Now for final spicing. If you recall back to the beginning of this adventure, I cut the fresh spices up and separated them into two batches? Now the second batch of spices goes into the pot--and a cinnamon stick--and maple syrup (also homemade) for sweetness, and extra butter for deliciousness. And cumin, freshly ground--more pepper . . . and then we were basically done.

But since I worry about it sticking, I covered it with foil, and put it in the oven to simmer instead.

And while we sterilized our jars and lids, it simmered and became delicious.
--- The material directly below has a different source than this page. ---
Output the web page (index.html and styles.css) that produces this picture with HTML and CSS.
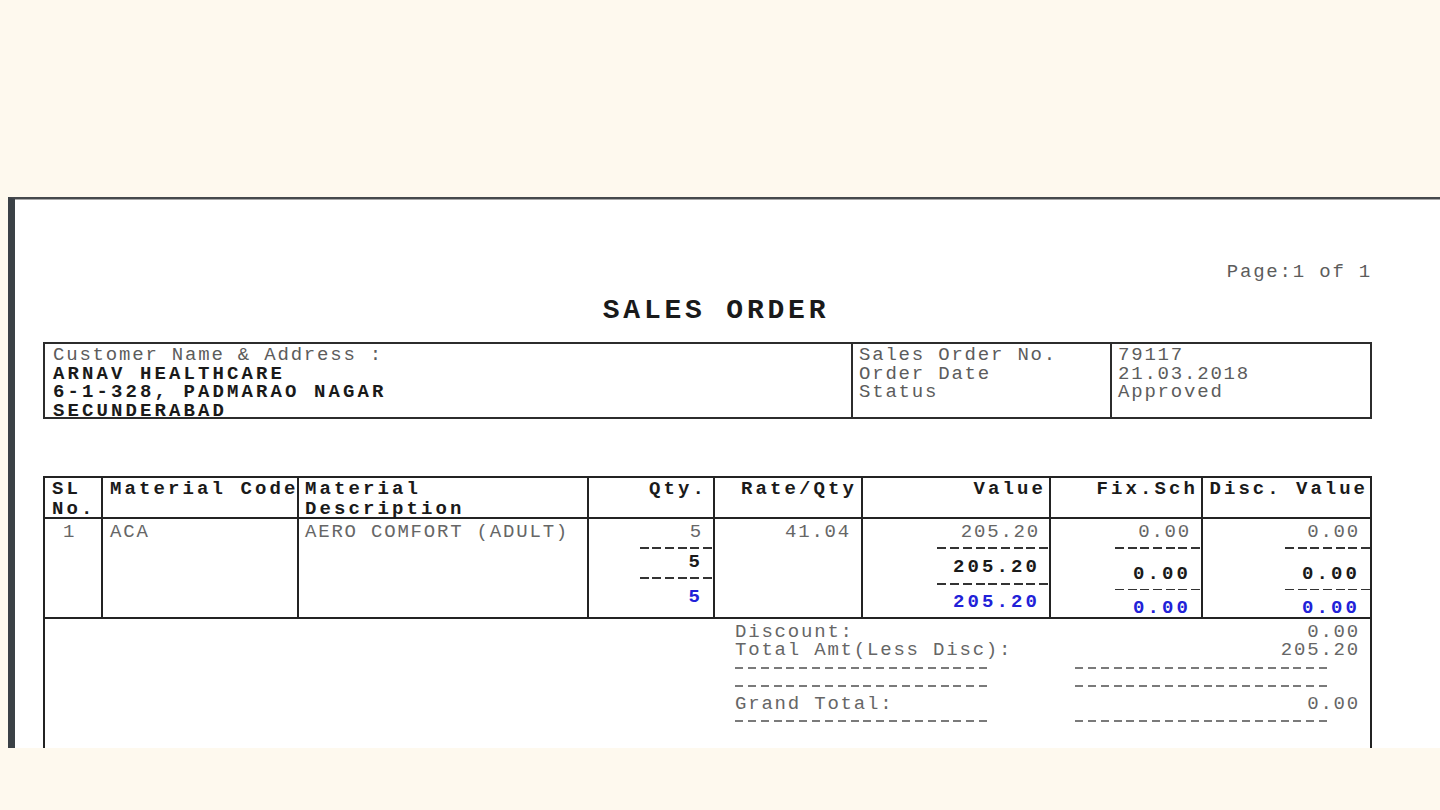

Then finally we canned it--this is sort of a process as well, but James and I are a pretty good team now, and we are pretty efficient. It took two batches, while we ate quinoa pasta with fresh sauce and watched "The Wrath of Khan" on Netflix, but we eventually got 10 quarts of canned, fresh, homemade pasta sauce out of the deal.



You can even see all the chunks of delicious veggies! The thing I most love about this pasta sauce--it is never refrigerated or frozen. When I open those jars up, the most vital amazing smell comes out--I can tell those nutrients are as alive and special as they've ever been, and you can taste it, in the eating, and it makes it seem like something out of Italy.

So that was our adventure yesterday.

1 comment:

Ella said...

Wow Adrienne, that sauce looks fantastic! That was a lot of work, too!!!